Background and aims: The COVID-19 pandemic has led to a rapid growth in the use of telemedicine for delivery of ambulatory diabetes care . This study evaluated the feasibility of remote HbA1c monitoring via dried blood spot (DBS) testing to support assessment of glycemic control for telemedicine visits and examined clinical and demographic characteristics associated with patient completion of DBS testing .
Methods: Providers could place orders for DBS HbA1c 3 weeks prior to telemedicine visits . Feasibility was assessed by examining DBS completion rates, time to completion, and availability of DBS results prior to telemedicine visits . Chi-square tests and Mann Whitney tests were used to assess whether completion rates were associated with participant characteristics .

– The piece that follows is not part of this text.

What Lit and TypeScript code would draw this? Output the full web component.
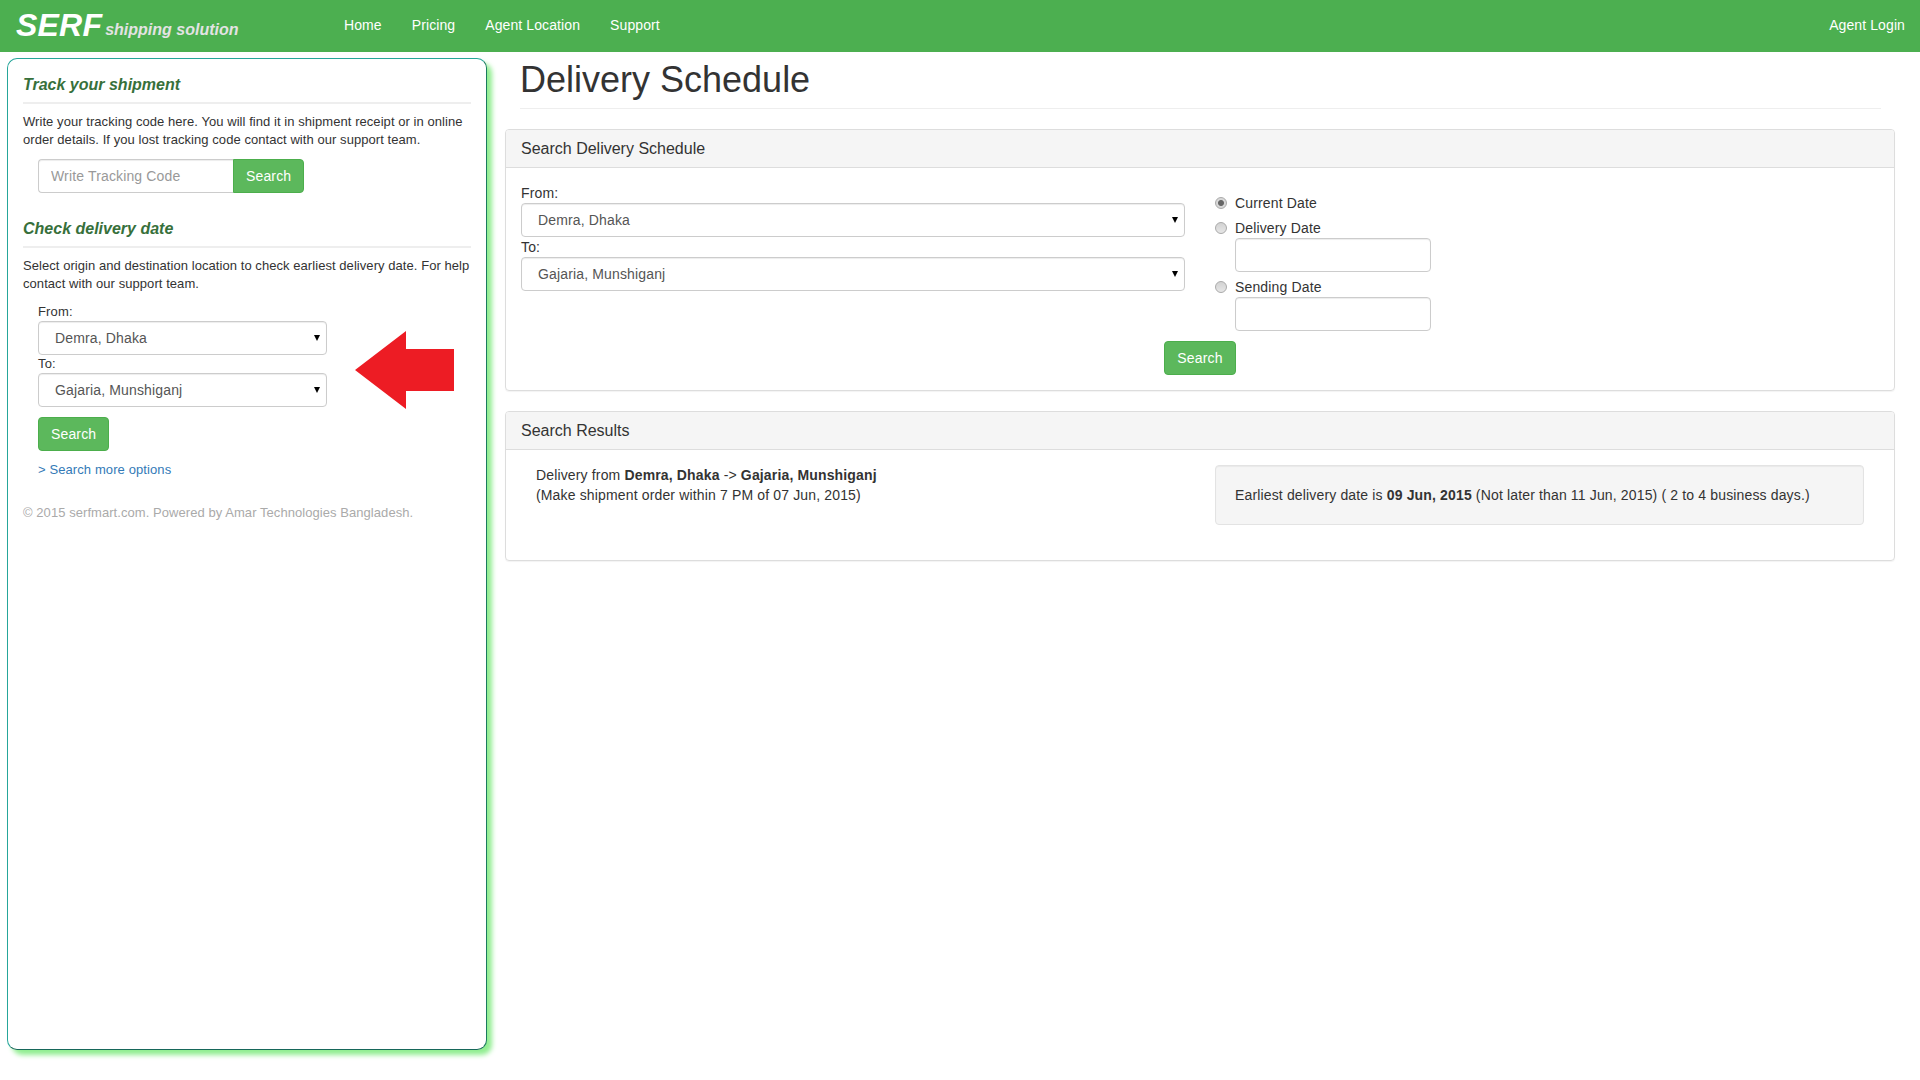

Results: Of 303 DBS orders placed for telemedicine visits in June 2020 , 162 patients completed the DBS test for a completion rate of (53.4 %). Average time from collection at home to result being reported was 6.9 (3.8) days . The DBS result was available in 67.6% of patients who completed successful DBS, before the telemedicine clinic visit . HbA1c was lower in the DBS completion group as compared to the non-completion group (8.2% vs. 8.9%, p = 0.01). No other clinical or demographic characteristics were significantly different between the two groups . Conclusion: Remote HbA1c monitoring via DBS is feasible and offers an avenue to support assessment of glycemic control for patients seen via telemedicine . Future work should focus on improving clinic and laboratory processes to support remote DBS collection.